Questions en suspens
Toutes les questions posées ne trouvent pas leur réponse dans cet ouvrage, et à l'évidence, c’est voulu. Plusieurs mystères alimenteront la curiosité pendant les futurs tomes de cette série :
Jeanne, l’apprentie amnésique sortie d'un Puits : tout le monde aime les histoires d’amnésique avec des pouvoirs. Celle-ci est humaine, télépathe et ressent une affection grandissante pour Beauregard (comme presque tous les personnages féminins d’ailleurs – vous ai-je dit que c’est lui le héros de l’histoire ?). On n’a aucun indice sur sa vie d’avant, et sa présence dans l’histoire fait parfois pièce rapportée, mais du genre qui va à un moment apporter sa partie à la compréhension du tout.

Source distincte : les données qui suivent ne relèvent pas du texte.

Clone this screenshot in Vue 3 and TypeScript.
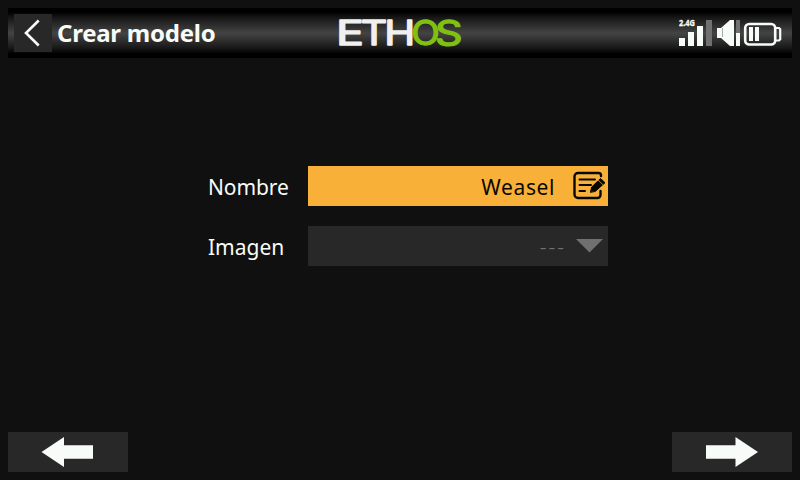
<script setup lang="ts">
import { ref } from 'vue'

const title = ref<string>('Crear modelo')
const modelName = ref<string>('Weasel')
const image = ref<string>('---')
</script>

<template>
  <main class="screen">
    <header class="topbar">
      <div class="left">
        <button class="back" aria-label="Atrás">
          <svg width="38" height="38" viewBox="0 0 38 38"><path d="M24.7 6.5 12 19l12.7 12.5" fill="none" stroke="#f8fcf8" stroke-width="2.6" /></svg>
        </button>
        <h1 class="title">{{ title }}</h1>
      </div>
      <svg class="logo" width="132" height="40" viewBox="-4 -5 132 40">
        <text class="mark" y="27.300"><tspan class="white" x="-2" textLength="28" lengthAdjust="spacingAndGlyphs">E</tspan><tspan class="white" x="22.800" textLength="26.500" lengthAdjust="spacingAndGlyphs">T</tspan><tspan class="white" x="46.300" textLength="31" lengthAdjust="spacingAndGlyphs">H</tspan><tspan class="green" x="73.300" textLength="28.500" lengthAdjust="spacingAndGlyphs">O</tspan><tspan class="green" x="97" textLength="27.500" lengthAdjust="spacingAndGlyphs">S</tspan></text>
      </svg>
      <svg class="status" width="106" height="32" viewBox="678 17 106 32">
        <text class="band" x="679" y="26" textLength="16" lengthAdjust="spacingAndGlyphs">2.4G</text>
        <g fill="#f8fcf8">
          <rect x="679" y="38" width="6" height="8" />
          <rect x="688" y="32" width="6" height="14" />
          <rect x="697" y="26" width="6" height="20" />
          <rect x="706" y="20" width="6" height="26" fill="#707070" />
          <path d="M717 28h4l9-8h4v26h-4l-9-8h-4z" />
          <path d="M722.500 28v9" stroke="#a8aca8" />
          <rect x="736" y="20" width="4" height="13" fill="#707070" />
          <rect x="736" y="33" width="4" height="13" />
          <rect x="749" y="27" width="4" height="14" />
          <rect x="755" y="27" width="4" height="14" />
        </g>
        <rect x="745.200" y="24" width="30" height="20.500" rx="4" fill="none" stroke="#f8fcf8" stroke-width="2.6" />
        <path d="M776 28h3l1.200 1.200v10L779 40.500h-3" fill="none" stroke="#f8fcf8" stroke-width="2.2" />
      </svg>
    </header>

    <section class="form">
      <div class="row">
        <span class="label">Nombre</span>
        <div class="field active">
          <span class="value">{{ modelName }}</span>
          <svg width="34" height="34" viewBox="571 169 34 34" overflow="visible" fill="none" stroke="#080800" stroke-width="2.4" stroke-linecap="round">
            <path d="M601 176v-.500a2.500 2.500 0 0 0-2.500-2.500H578a3.500 3.500 0 0 0-3.500 3.500v18a3.500 3.500 0 0 0 3.500 3.500h19.500a3 3 0 0 0 3-3v-4" />
            <path d="M579.500 179.500H595M579.500 185H591M579.500 191h5.500" stroke-width="2" />
            <path d="m590.500 192 1.200-5L600.500 178.500l4.500 4.200-9.500 8.500z" fill="#080800" stroke-width="1" stroke-linejoin="round" />
            <path d="m598 180 4.700 4.500" stroke="#f8b038" stroke-width="0.7" />
          </svg>
        </div>
      </div>
      <div class="row">
        <span class="label image-label">Imagen</span>
        <div class="field">
          <span class="value muted">{{ image }}</span>
          <svg class="caret" width="27" height="14" viewBox="0 0 27 14"><path d="M0 0h27L13.500 13.500z" fill="#707070" /></svg>
        </div>
      </div>
    </section>

    <footer class="nav">
      <button class="step" aria-label="Anterior">
        <svg width="54" height="32" viewBox="0 0 54 32"><path d="M0.500 16 23 1v8.300h29v13.400H23V31z" fill="#f8fcf8" /></svg>
      </button>
      <button class="step" aria-label="Siguiente">
        <svg width="54" height="32" viewBox="0 0 54 32"><path d="M53 16 30.500 1v8.300H1v13.400h29.500V31z" fill="#f8fcf8" /></svg>
      </button>
    </footer>
  </main>
</template>

<style>
body {
  margin: 0;
  background: #101010;
}
</style>

<style scoped>
.screen {
  box-sizing: border-box;
  width: 800px;
  height: 480px;
  padding: 8px;
  display: flex;
  flex-direction: column;
  background: #101010;
  color: #f8fcf8;
  font-family: "Noto Sans", sans-serif;
}
.topbar {
  box-sizing: border-box;
  height: 50px;
  padding: 0 8px 0 6px;
  display: grid;
  grid-template-columns: 320px 1fr 106px;
  align-items: center;
  background: linear-gradient(#000 0, #000 8%, #181818 20%, #424242 49%, #424242 52%, #181818 80%, #000 92%, #000 100%);
}
.left {
  display: flex;
  align-items: center;
  gap: 5px;
}
button {
  border: 0;
  padding: 0;
  background: #282828;
}
.back {
  width: 38px;
  height: 38px;
}
svg {
  display: block;
}
.title {
  margin: 0;
  font-size: 24px;
  line-height: 38px;
  font-weight: 700;
  letter-spacing: -0.250px;
  white-space: nowrap;
}
.mark {
  font: 400 33.500px Inter, sans-serif;
  stroke-width: 1.300px;
  stroke-linejoin: round;
}
.white {
  fill: #f0f0f0;
  stroke: #f0f0f0;
}
.green {
  fill: #80c010;
  stroke: #80c010;
}
.band {
  font: 700 8px "Noto Sans", sans-serif;
  fill: #f8fcf8;
  stroke: #f8fcf8;
  stroke-width: 0.300px;
}
.form {
  flex: 1;
  padding: 108px 0 0 200px;
  display: flex;
  flex-direction: column;
  gap: 20px;
}
.row {
  display: flex;
  height: 40px;
}
.label {
  width: 100px;
  font-size: 21px;
  line-height: 42px;
  letter-spacing: -0.100px;
}
.image-label {
  letter-spacing: 0;
}
.field {
  box-sizing: border-box;
  width: 300px;
  height: 40px;
  padding-right: 3px;
  display: flex;
  justify-content: flex-end;
  align-items: center;
  background: #282828;
}
.active {
  background: #f8b038;
  color: #080800;
}
.value {
  margin-right: 16px;
  padding-top: 2px;
  font-size: 21px;
  line-height: 40px;
  letter-spacing: 0.600px;
}
.muted {
  margin-right: 10px;
  font-weight: 300;
  letter-spacing: 2px;
  color: #707070;
}
.field .caret {
  margin-right: 2px;
}
.nav {
  display: flex;
  justify-content: space-between;
}
.step {
  width: 120px;
  height: 40px;
  display: flex;
  align-items: center;
  justify-content: center;
}
</style>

Georges Hercule etc. etc. est une vraie collection de mystères à lui tout seul, comme on l'a vu plus haut. Il est probable que toutes ces questions trouvent leur réponse au même endroit, que cela a un rapport avec les Feys, et je ne serais pas surpris si des révélations sur ses origines éclairaient au passage le personnage de Jeanne, sortie elle aussi d'on ne sait où.
Heureusement, ces questions à suivre ne gâchent pas la résolution de l'histoire, et son final pyrotechnique.
L’Avis
Comme on le voit, j'ai quelques critiques à formuler sur ce livre ; parfois j'ai même levé les yeux au ciel devant les excès ou certaines facilités que l'auteur se permettait.
Et pourtant, parce que la plume est légère, l'histoire tient en haleine et l'univers fonctionne bien, on peut beaucoup pardonner. Votre Barde n'est pas un grand amateur de féeries, mais ici leur présence est bien utilisée et apporte une touche – parfois une louche – de fantaisie dans la grisaille du 19e siècle. Ne boudons pas notre plaisir, voici un ouvrage inégal mais aux mérites incontestables, dont les suites doivent être meilleures encore. Il est probable que je les lise, tout en espérant secrètement que l’auteur ait renoncé à certaines de ses manies.